In a full-length, unstarred review, noted local fedora-wearer Michael Bauer buzzes with excitement for the housemade tortillas at Gran Electrica in Napa. As the West Coast offshoot of the popular “straight outta Brooklyn” upscale Mexican spot, the restaurant has a built-in audience and a “tongue-in-cheek approach” that translates into cocktails that sound exotic — like a cucumber rhubarb margarita or the charcoal and mezcal negra negroni — but are, in Bauer’s critical opinion, “fine.”

Foodwise, everything on chef Ignacio Beltran’s menu of Botanas, Tacos, Tostadas, Platos and Acompanamientos is “good,” Bauer says, but “consistency is still an issue” and dishes that fell flat on one visit were “electric” on another. One thing the kitchen has mastered though: the barbacoa in which, “the complexity unfolds in layers and each bite elicits a different impression.” That and the “excellent” tortillas. (Unrelated: whoever wrote “straight outta Brooklyn” into Michael Bauer’s headline needs to fess up right now.)


Terzo

Operating on a hot tip from “the OpenTable website,” Bauer also dropped in to Cow Hollow’s Terzo, to see what this 4.8 user rating is all about. Bauer’s last memory of the restaurant dates back at least seven years, the critic notes, back to a time when an important debate was raging in the local restaurant industry: should tablecloths be allowed in our local dining establishments? At the time, Terzo, which has a neighborhoody Cal-Ital menu, came up with a clever solution: use tablecloths that cover only part of the table.

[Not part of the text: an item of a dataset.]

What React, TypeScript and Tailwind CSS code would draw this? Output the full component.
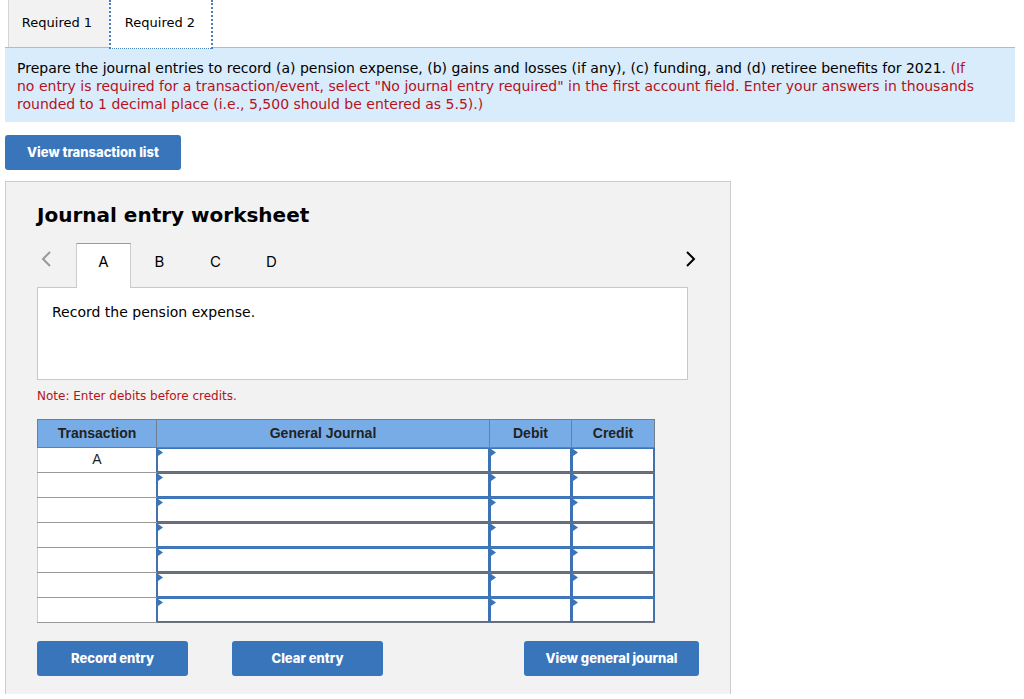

Anyhow, seven years later, Bauer has returned, the chefs have all been promoted, the dining room “still feels current,” the large plates are “particularly generous,” and the desserts are “fully realized.”


Dyafa

The sequel to Reem’s California “proves that Reem Assil is the chef to watch,” the Weekly’s Pete Kane writes. With a bigger, more formal dining room and Daniel Patterson’s Alta Group behind her, Kane is feeling Assil’s dedication to “the art of making perfect strangers feel as welcome as a beloved aunt” almost as much as the “pillowy, oven-fresh” and “comforting” pita coming out of the oven. The salatet bakleh with purslane, bulgur, and asparagus was “spot-on,” and the haliyoon with asparagus and fried egg was “remarkable,” leading Kane to conclude Assil’s biggest strength is “making deceptively simple-looking dishes burst with flavor.”


Bird & Buffalo

Among the ever-growing variety of Thai restaurants in the East Bay, Temescal’s Bird & Buffalo “offers a unique experience,” Express critic Janelle Bitker writes. It’s Americanized in some ways (like the beer list and the dietary considerations) but the menu focuses on “simple, rustic” Thai cooking. The “casual, laid-back” spot offers rice bowls inspired by the roadside curry stands in Thailand — although the best orders are the “satisfying, balanced” stir-fried options, as Bitker found the actual curries to be a little more inconsistent. Bitker also recognizes Bird & Buffalo’s thoughtful vegan menu for it’s “comprehensive intent” and dishes that “felt on a par with [the] meaty options in the funk and spice departments.” That said, there were as many disappointments on the menu as high points. Skip the roast chicken and go for the lamb chops.